I was asked by a fellow developer how I keep up to date on the variety of technologies that I’m expected to understand when doing my job. I intended to write a short answer, and generate a blog post as a longer answer. I got this idea from Scott Hanselman, who in his talks about productivity mentions saving keystrokes, and the idea that when you answer a question for someone, you should share that in a way that is useful to you and others. With that in mind, here’s the advice I would give if you find yourself taking on a job that requires a broad knowledge of the technology and software.

Question: Somebody in your position obviously needs to understand a lot of technologies to be able to pick the best solution for a project. How do you approach learning and having an understanding of all the new stuff that is constantly coming out? Obviously you can’t sit down and learn every tiny detail, but do you just obtain a high level understanding of how things work and then flush out the details once you start a project in a technology that you’ve never used before?

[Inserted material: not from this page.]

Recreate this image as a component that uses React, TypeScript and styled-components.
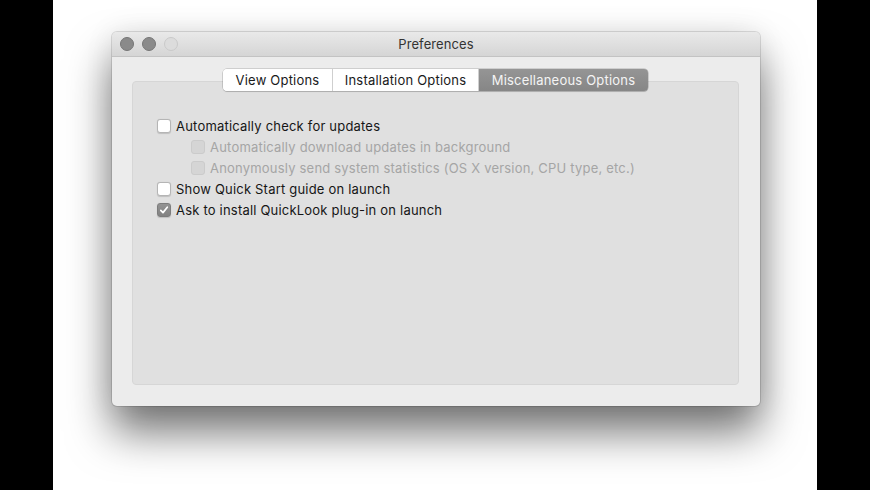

I use Google Reader a lot, I just checked and I have 121 rss/atom feeds going into it. They are not all work related, and it’s not like I read every article. But I star stuff I want to read, or put it in Instapaper and then go back to it. I try to read a mix of updates on what I already know and interesting things about what I don’t.

As for how to learn and retain, and relate technology, that is a harder question. I’d love to tell you that you just get a high level exposure first and then fill in the details when needed, but my mind doesn’t work that way. I hated classes like Systems Analysis in college that only talked about systems in generic terms, because I couldn’t relate those terms to specific examples.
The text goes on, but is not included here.